GOAL
Reproduce the listing below exactly, minus its pictures.

STORED DATA
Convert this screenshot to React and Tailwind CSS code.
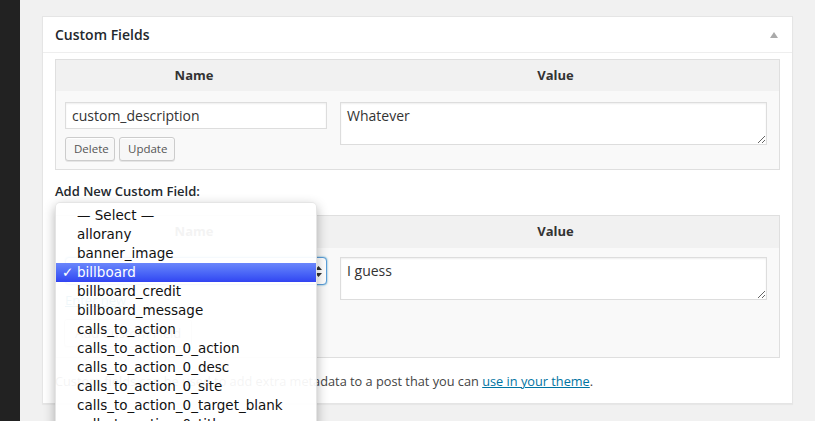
import React from 'react';

const metaKeys = [
  '— Select —',
  'allorany',
  'banner_image',
  'billboard',
  'billboard_credit',
  'billboard_message',
  'calls_to_action',
  'calls_to_action_0_action',
  'calls_to_action_0_desc',
  'calls_to_action_0_site',
  'calls_to_action_0_target_blank',
  'calls_to_action_0_title',
];

const ListHead = ({ height }) => (
  <div className={`grid grid-cols-[276px_1fr] bg-[#f1f1f1] text-[13px] font-bold text-[#333] ${height}`}>
    <div className="flex items-center justify-center">Name</div>
    <div className="flex items-center justify-center">Value</div>
  </div>
);

const WpButton = ({ children, className = '' }) => (
  <button
    className={`h-[24px] px-[8px] border border-[#ccc] bg-[#f7f7f7] rounded-[3px] font-['Open_Sans',sans-serif] text-[11.5px] leading-[22px] text-[#555] shadow-[inset_0_1px_0_#fff,0_1px_0_rgba(0,0,0,0.08)] ${className}`}
  >
    {children}
  </button>
);

// macOS-style popup menu of the meta key <select>
const KeyMenu = () => (
  <div className="absolute left-[55px] top-[202px] w-[262px] h-[240px] rounded-[5px] border border-black/10 bg-white/[0.94] pt-[3px] shadow-[0_4px_12px_rgba(0,0,0,0.3)] font-['DejaVu_Sans',sans-serif] text-[13.5px]">
    {metaKeys.map((k) =>
      k === 'billboard' ? (
        <div
          key={k}
          className="relative h-[19px] leading-[19px] pl-[21px] text-white bg-gradient-to-b from-[#6b86fb] to-[#3243f2]"
        >
          <span className="absolute left-[6px] top-0 font-bold">✓</span>
          {k}
        </div>
      ) : (
        <div key={k} className="h-[19px] leading-[19px] pl-[21px] text-[#111]">
          {k}
        </div>
      )
    )}
  </div>
);

export default function App() {
  return (
    <div className="relative flex w-[815px] h-[421px] overflow-hidden bg-[#f1f1f1] font-['Open_Sans',sans-serif]">
      <div className="w-[20px] shrink-0 bg-[#222]" />

      <div className="pl-[22px] pt-[16px]">
        <div className="w-[751px] border border-[#e5e5e5] bg-white shadow-[0_1px_1px_rgba(0,0,0,0.04)]">
          {/* header */}
          <div className="flex h-[36px] items-center justify-between border-b border-[#eee] pl-[12px] pr-[14px]">
            <h3 className="text-[14px] font-semibold text-[#23282d]">Custom Fields</h3>
            <svg width="8" height="6" viewBox="0 0 8 6">
              <path d="M0 6 L4 0 L8 6 Z" fill="#aaa" />
            </svg>
          </div>

          <div className="px-[12px] pt-[6px] pb-[13px] text-[13px] text-[#444]">
            {/* existing fields */}
            <div className="border border-[#dfdfdf]">
              <ListHead height="h-[31px]" />
              <div className="grid grid-cols-[276px_1fr] bg-[#f9f9f9]">
                <div className="pl-[9px] pt-[11px] pb-[8px]">
                  <input
                    defaultValue="custom_description"
                    className="w-[262px] h-[27px] border border-[#ddd] bg-white px-[6px] text-[14px] text-[#333] shadow-[inset_0_1px_2px_rgba(0,0,0,0.07)] outline-none"
                  />
                  <div className="mt-[8px] flex gap-[4px]">
                    <WpButton className="w-[50px]">Delete</WpButton>
                    <WpButton className="w-[56px]">Update</WpButton>
                  </div>
                </div>
                <div className="pl-[8px] pr-[12px] pt-[11px]">
                  <textarea
                    defaultValue="Whatever"
                    className="block w-full h-[43px] border border-[#ddd] bg-white px-[6px] py-[2px] text-[14px] text-[#333] shadow-[inset_0_1px_2px_rgba(0,0,0,0.07)] outline-none"
                  />
                </div>
              </div>
            </div>

            <p className="mt-[12px] text-[13px] leading-[18px] font-semibold text-[#23282d]">Add New Custom Field:</p>

            {/* new field */}
            <div className="mt-[15px] border border-[#dfdfdf]">
              <ListHead height="h-[32px]" />
              <div className="bg-[#f9f9f9] h-[109px]">
                <div className="grid grid-cols-[276px_1fr]">
                  <div className="pl-[9px] pt-[9px]">
                    <div className="relative w-[262px] h-[28px] rounded-[4px] border border-[#5b9dd9] bg-white shadow-[0_0_2px_rgba(30,140,190,0.8)]">
                      <svg className="absolute right-[4px] top-[8px]" width="7" height="11" viewBox="0 0 7 11">
                        <path d="M0 4 L3.5 0 L7 4 Z M0 7 L3.5 11 L7 7 Z" fill="#333" />
                      </svg>
                    </div>
                    <a className="mt-[6px] block text-[13px] text-[#0074a2] underline">Enter new</a>
                  </div>
                  <div className="pl-[8px] pr-[12px] pt-[9px]">
                    <textarea
                      defaultValue="I guess"
                      className="block w-full h-[43px] border border-[#ddd] bg-white px-[6px] py-[2px] text-[14px] text-[#333] shadow-[inset_0_1px_2px_rgba(0,0,0,0.07)] outline-none"
                    />
                  </div>
                </div>
                <div className="pl-[8px] pt-[8px]">
                  <WpButton className="h-[28px] px-[10px] text-[13px]">Add Custom Field</WpButton>
                </div>
              </div>
            </div>

            <p className="mt-[14px] text-[12.75px] leading-[18px]">
              Custom fields can be used to add extra metadata to a post that you can{' '}
              <a className="text-[#0074a2] underline">use in your theme</a>.
            </p>
          </div>
        </div>
      </div>

      <KeyMenu />
    </div>
  );
}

ANSWER TO THIS TASK
Convert this screenshot to React and Tailwind CSS code.
import React from 'react';

const metaKeys = [
  '— Select —',
  'allorany',
  'banner_image',
  'billboard',
  'billboard_credit',
  'billboard_message',
  'calls_to_action',
  'calls_to_action_0_action',
  'calls_to_action_0_desc',
  'calls_to_action_0_site',
  'calls_to_action_0_target_blank',
  'calls_to_action_0_title',
];

const ListHead = ({ height }) => (
  <div className={`grid grid-cols-[276px_1fr] bg-[#f1f1f1] text-[13px] font-bold text-[#333] ${height}`}>
    <div className="flex items-center justify-center">Name</div>
    <div className="flex items-center justify-center">Value</div>
  </div>
);

const WpButton = ({ children, className = '' }) => (
  <button
    className={`h-[24px] px-[8px] border border-[#ccc] bg-[#f7f7f7] rounded-[3px] font-['Open_Sans',sans-serif] text-[11.5px] leading-[22px] text-[#555] shadow-[inset_0_1px_0_#fff,0_1px_0_rgba(0,0,0,0.08)] ${className}`}
  >
    {children}
  </button>
);

// macOS-style popup menu of the meta key <select>
const KeyMenu = () => (
  <div className="absolute left-[55px] top-[202px] w-[262px] h-[240px] rounded-[5px] border border-black/10 bg-white/[0.94] pt-[3px] shadow-[0_4px_12px_rgba(0,0,0,0.3)] font-['DejaVu_Sans',sans-serif] text-[13.5px]">
    {metaKeys.map((k) =>
      k === 'billboard' ? (
        <div
          key={k}
          className="relative h-[19px] leading-[19px] pl-[21px] text-white bg-gradient-to-b from-[#6b86fb] to-[#3243f2]"
        >
          <span className="absolute left-[6px] top-0 font-bold">✓</span>
          {k}
        </div>
      ) : (
        <div key={k} className="h-[19px] leading-[19px] pl-[21px] text-[#111]">
          {k}
        </div>
      )
    )}
  </div>
);

export default function App() {
  return (
    <div className="relative flex w-[815px] h-[421px] overflow-hidden bg-[#f1f1f1] font-['Open_Sans',sans-serif]">
      <div className="w-[20px] shrink-0 bg-[#222]" />

      <div className="pl-[22px] pt-[16px]">
        <div className="w-[751px] border border-[#e5e5e5] bg-white shadow-[0_1px_1px_rgba(0,0,0,0.04)]">
          {/* header */}
          <div className="flex h-[36px] items-center justify-between border-b border-[#eee] pl-[12px] pr-[14px]">
            <h3 className="text-[14px] font-semibold text-[#23282d]">Custom Fields</h3>
            <svg width="8" height="6" viewBox="0 0 8 6">
              <path d="M0 6 L4 0 L8 6 Z" fill="#aaa" />
            </svg>
          </div>

          <div className="px-[12px] pt-[6px] pb-[13px] text-[13px] text-[#444]">
            {/* existing fields */}
            <div className="border border-[#dfdfdf]">
              <ListHead height="h-[31px]" />
              <div className="grid grid-cols-[276px_1fr] bg-[#f9f9f9]">
                <div className="pl-[9px] pt-[11px] pb-[8px]">
                  <input
                    defaultValue="custom_description"
                    className="w-[262px] h-[27px] border border-[#ddd] bg-white px-[6px] text-[14px] text-[#333] shadow-[inset_0_1px_2px_rgba(0,0,0,0.07)] outline-none"
                  />
                  <div className="mt-[8px] flex gap-[4px]">
                    <WpButton className="w-[50px]">Delete</WpButton>
                    <WpButton className="w-[56px]">Update</WpButton>
                  </div>
                </div>
                <div className="pl-[8px] pr-[12px] pt-[11px]">
                  <textarea
                    defaultValue="Whatever"
                    className="block w-full h-[43px] border border-[#ddd] bg-white px-[6px] py-[2px] text-[14px] text-[#333] shadow-[inset_0_1px_2px_rgba(0,0,0,0.07)] outline-none"
                  />
                </div>
              </div>
            </div>

            <p className="mt-[12px] text-[13px] leading-[18px] font-semibold text-[#23282d]">Add New Custom Field:</p>

            {/* new field */}
            <div className="mt-[15px] border border-[#dfdfdf]">
              <ListHead height="h-[32px]" />
              <div className="bg-[#f9f9f9] h-[109px]">
                <div className="grid grid-cols-[276px_1fr]">
                  <div className="pl-[9px] pt-[9px]">
                    <div className="relative w-[262px] h-[28px] rounded-[4px] border border-[#5b9dd9] bg-white shadow-[0_0_2px_rgba(30,140,190,0.8)]">
                      <svg className="absolute right-[4px] top-[8px]" width="7" height="11" viewBox="0 0 7 11">
                        <path d="M0 4 L3.5 0 L7 4 Z M0 7 L3.5 11 L7 7 Z" fill="#333" />
                      </svg>
                    </div>
                    <a className="mt-[6px] block text-[13px] text-[#0074a2] underline">Enter new</a>
                  </div>
                  <div className="pl-[8px] pr-[12px] pt-[9px]">
                    <textarea
                      defaultValue="I guess"
                      className="block w-full h-[43px] border border-[#ddd] bg-white px-[6px] py-[2px] text-[14px] text-[#333] shadow-[inset_0_1px_2px_rgba(0,0,0,0.07)] outline-none"
                    />
                  </div>
                </div>
                <div className="pl-[8px] pt-[8px]">
                  <WpButton className="h-[28px] px-[10px] text-[13px]">Add Custom Field</WpButton>
                </div>
              </div>
            </div>

            <p className="mt-[14px] text-[12.75px] leading-[18px]">
              Custom fields can be used to add extra metadata to a post that you can{' '}
              <a className="text-[#0074a2] underline">use in your theme</a>.
            </p>
          </div>
        </div>
      </div>

      <KeyMenu />
    </div>
  );
}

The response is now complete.